● **The request**: Reproduce all of the data below without alteration; exclude every picture.

################

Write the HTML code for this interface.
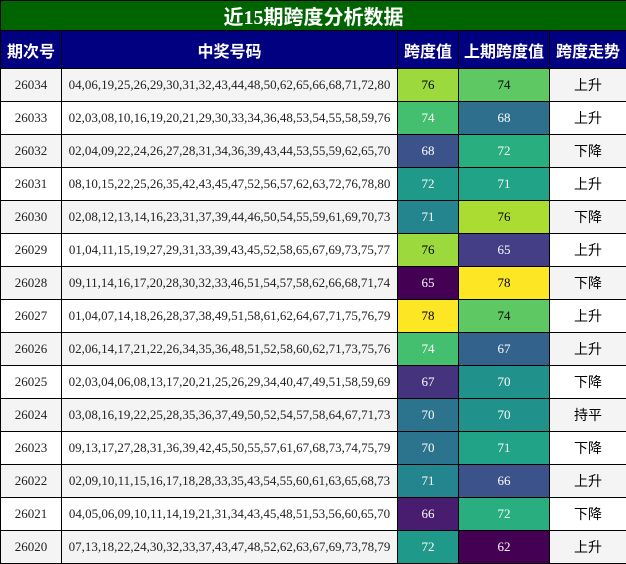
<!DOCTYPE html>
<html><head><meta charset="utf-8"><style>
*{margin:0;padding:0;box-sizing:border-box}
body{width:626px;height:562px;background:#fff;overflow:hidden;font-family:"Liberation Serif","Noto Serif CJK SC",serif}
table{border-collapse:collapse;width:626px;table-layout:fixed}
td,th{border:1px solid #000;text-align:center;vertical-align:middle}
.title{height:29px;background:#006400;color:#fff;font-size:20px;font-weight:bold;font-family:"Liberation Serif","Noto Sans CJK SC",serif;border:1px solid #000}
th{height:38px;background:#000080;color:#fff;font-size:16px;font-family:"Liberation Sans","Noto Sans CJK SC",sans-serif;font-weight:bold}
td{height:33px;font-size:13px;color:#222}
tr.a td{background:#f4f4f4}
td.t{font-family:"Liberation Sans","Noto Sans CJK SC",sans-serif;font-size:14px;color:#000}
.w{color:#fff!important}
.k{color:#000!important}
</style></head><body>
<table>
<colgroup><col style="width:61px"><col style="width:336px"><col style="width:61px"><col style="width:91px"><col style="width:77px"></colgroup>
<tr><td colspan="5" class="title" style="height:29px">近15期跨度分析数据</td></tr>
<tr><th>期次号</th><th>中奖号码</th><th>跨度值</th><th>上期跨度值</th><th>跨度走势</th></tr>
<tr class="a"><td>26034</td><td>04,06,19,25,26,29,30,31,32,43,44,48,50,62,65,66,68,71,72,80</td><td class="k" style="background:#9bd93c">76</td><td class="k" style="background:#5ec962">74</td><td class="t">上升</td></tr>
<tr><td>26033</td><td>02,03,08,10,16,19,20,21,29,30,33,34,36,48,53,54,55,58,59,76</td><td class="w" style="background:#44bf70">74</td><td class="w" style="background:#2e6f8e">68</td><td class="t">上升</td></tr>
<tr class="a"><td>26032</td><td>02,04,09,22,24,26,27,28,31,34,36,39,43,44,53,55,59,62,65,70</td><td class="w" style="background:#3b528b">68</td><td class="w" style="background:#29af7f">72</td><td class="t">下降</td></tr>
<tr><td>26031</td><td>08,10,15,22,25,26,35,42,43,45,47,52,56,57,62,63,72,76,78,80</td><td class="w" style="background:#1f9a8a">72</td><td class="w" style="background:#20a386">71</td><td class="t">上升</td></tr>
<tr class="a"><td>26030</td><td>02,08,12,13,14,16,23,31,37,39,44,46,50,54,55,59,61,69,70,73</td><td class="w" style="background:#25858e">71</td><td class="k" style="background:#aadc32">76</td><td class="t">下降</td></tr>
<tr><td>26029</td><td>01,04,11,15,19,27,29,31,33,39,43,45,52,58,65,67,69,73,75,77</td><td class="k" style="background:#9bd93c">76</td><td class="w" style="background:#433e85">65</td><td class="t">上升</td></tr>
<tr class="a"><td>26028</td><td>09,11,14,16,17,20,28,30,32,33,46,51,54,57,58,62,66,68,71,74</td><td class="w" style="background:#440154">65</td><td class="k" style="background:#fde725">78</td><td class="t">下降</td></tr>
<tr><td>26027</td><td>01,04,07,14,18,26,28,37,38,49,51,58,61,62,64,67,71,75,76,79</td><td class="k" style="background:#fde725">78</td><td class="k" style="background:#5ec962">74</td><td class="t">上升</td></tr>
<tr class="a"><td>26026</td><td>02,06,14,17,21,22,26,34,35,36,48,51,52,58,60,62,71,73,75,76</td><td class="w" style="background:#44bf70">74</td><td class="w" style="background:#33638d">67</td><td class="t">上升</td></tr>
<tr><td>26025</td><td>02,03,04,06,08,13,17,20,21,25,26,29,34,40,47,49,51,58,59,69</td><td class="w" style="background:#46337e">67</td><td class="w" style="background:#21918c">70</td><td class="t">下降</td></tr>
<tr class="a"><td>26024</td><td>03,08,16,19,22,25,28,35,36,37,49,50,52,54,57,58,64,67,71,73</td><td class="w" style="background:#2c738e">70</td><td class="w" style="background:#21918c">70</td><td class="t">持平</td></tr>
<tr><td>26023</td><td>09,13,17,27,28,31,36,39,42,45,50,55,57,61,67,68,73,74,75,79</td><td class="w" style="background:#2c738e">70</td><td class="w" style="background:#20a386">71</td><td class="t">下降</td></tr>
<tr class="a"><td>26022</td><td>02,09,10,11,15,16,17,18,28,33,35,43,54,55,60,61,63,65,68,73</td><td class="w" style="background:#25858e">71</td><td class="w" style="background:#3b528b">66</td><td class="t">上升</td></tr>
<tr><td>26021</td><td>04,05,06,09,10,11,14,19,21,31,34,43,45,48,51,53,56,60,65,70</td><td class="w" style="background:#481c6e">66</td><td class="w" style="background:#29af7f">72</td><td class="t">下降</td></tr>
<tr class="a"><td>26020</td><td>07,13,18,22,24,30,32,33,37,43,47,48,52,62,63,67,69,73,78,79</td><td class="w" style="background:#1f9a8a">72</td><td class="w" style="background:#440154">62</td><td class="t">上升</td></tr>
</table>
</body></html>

################

● **Reply**:
Write the HTML code for this interface.
<!DOCTYPE html>
<html><head><meta charset="utf-8"><style>
*{margin:0;padding:0;box-sizing:border-box}
body{width:626px;height:562px;background:#fff;overflow:hidden;font-family:"Liberation Serif","Noto Serif CJK SC",serif}
table{border-collapse:collapse;width:626px;table-layout:fixed}
td,th{border:1px solid #000;text-align:center;vertical-align:middle}
.title{height:29px;background:#006400;color:#fff;font-size:20px;font-weight:bold;font-family:"Liberation Serif","Noto Sans CJK SC",serif;border:1px solid #000}
th{height:38px;background:#000080;color:#fff;font-size:16px;font-family:"Liberation Sans","Noto Sans CJK SC",sans-serif;font-weight:bold}
td{height:33px;font-size:13px;color:#222}
tr.a td{background:#f4f4f4}
td.t{font-family:"Liberation Sans","Noto Sans CJK SC",sans-serif;font-size:14px;color:#000}
.w{color:#fff!important}
.k{color:#000!important}
</style></head><body>
<table>
<colgroup><col style="width:61px"><col style="width:336px"><col style="width:61px"><col style="width:91px"><col style="width:77px"></colgroup>
<tr><td colspan="5" class="title" style="height:29px">近15期跨度分析数据</td></tr>
<tr><th>期次号</th><th>中奖号码</th><th>跨度值</th><th>上期跨度值</th><th>跨度走势</th></tr>
<tr class="a"><td>26034</td><td>04,06,19,25,26,29,30,31,32,43,44,48,50,62,65,66,68,71,72,80</td><td class="k" style="background:#9bd93c">76</td><td class="k" style="background:#5ec962">74</td><td class="t">上升</td></tr>
<tr><td>26033</td><td>02,03,08,10,16,19,20,21,29,30,33,34,36,48,53,54,55,58,59,76</td><td class="w" style="background:#44bf70">74</td><td class="w" style="background:#2e6f8e">68</td><td class="t">上升</td></tr>
<tr class="a"><td>26032</td><td>02,04,09,22,24,26,27,28,31,34,36,39,43,44,53,55,59,62,65,70</td><td class="w" style="background:#3b528b">68</td><td class="w" style="background:#29af7f">72</td><td class="t">下降</td></tr>
<tr><td>26031</td><td>08,10,15,22,25,26,35,42,43,45,47,52,56,57,62,63,72,76,78,80</td><td class="w" style="background:#1f9a8a">72</td><td class="w" style="background:#20a386">71</td><td class="t">上升</td></tr>
<tr class="a"><td>26030</td><td>02,08,12,13,14,16,23,31,37,39,44,46,50,54,55,59,61,69,70,73</td><td class="w" style="background:#25858e">71</td><td class="k" style="background:#aadc32">76</td><td class="t">下降</td></tr>
<tr><td>26029</td><td>01,04,11,15,19,27,29,31,33,39,43,45,52,58,65,67,69,73,75,77</td><td class="k" style="background:#9bd93c">76</td><td class="w" style="background:#433e85">65</td><td class="t">上升</td></tr>
<tr class="a"><td>26028</td><td>09,11,14,16,17,20,28,30,32,33,46,51,54,57,58,62,66,68,71,74</td><td class="w" style="background:#440154">65</td><td class="k" style="background:#fde725">78</td><td class="t">下降</td></tr>
<tr><td>26027</td><td>01,04,07,14,18,26,28,37,38,49,51,58,61,62,64,67,71,75,76,79</td><td class="k" style="background:#fde725">78</td><td class="k" style="background:#5ec962">74</td><td class="t">上升</td></tr>
<tr class="a"><td>26026</td><td>02,06,14,17,21,22,26,34,35,36,48,51,52,58,60,62,71,73,75,76</td><td class="w" style="background:#44bf70">74</td><td class="w" style="background:#33638d">67</td><td class="t">上升</td></tr>
<tr><td>26025</td><td>02,03,04,06,08,13,17,20,21,25,26,29,34,40,47,49,51,58,59,69</td><td class="w" style="background:#46337e">67</td><td class="w" style="background:#21918c">70</td><td class="t">下降</td></tr>
<tr class="a"><td>26024</td><td>03,08,16,19,22,25,28,35,36,37,49,50,52,54,57,58,64,67,71,73</td><td class="w" style="background:#2c738e">70</td><td class="w" style="background:#21918c">70</td><td class="t">持平</td></tr>
<tr><td>26023</td><td>09,13,17,27,28,31,36,39,42,45,50,55,57,61,67,68,73,74,75,79</td><td class="w" style="background:#2c738e">70</td><td class="w" style="background:#20a386">71</td><td class="t">下降</td></tr>
<tr class="a"><td>26022</td><td>02,09,10,11,15,16,17,18,28,33,35,43,54,55,60,61,63,65,68,73</td><td class="w" style="background:#25858e">71</td><td class="w" style="background:#3b528b">66</td><td class="t">上升</td></tr>
<tr><td>26021</td><td>04,05,06,09,10,11,14,19,21,31,34,43,45,48,51,53,56,60,65,70</td><td class="w" style="background:#481c6e">66</td><td class="w" style="background:#29af7f">72</td><td class="t">下降</td></tr>
<tr class="a"><td>26020</td><td>07,13,18,22,24,30,32,33,37,43,47,48,52,62,63,67,69,73,78,79</td><td class="w" style="background:#1f9a8a">72</td><td class="w" style="background:#440154">62</td><td class="t">上升</td></tr>
</table>
</body></html>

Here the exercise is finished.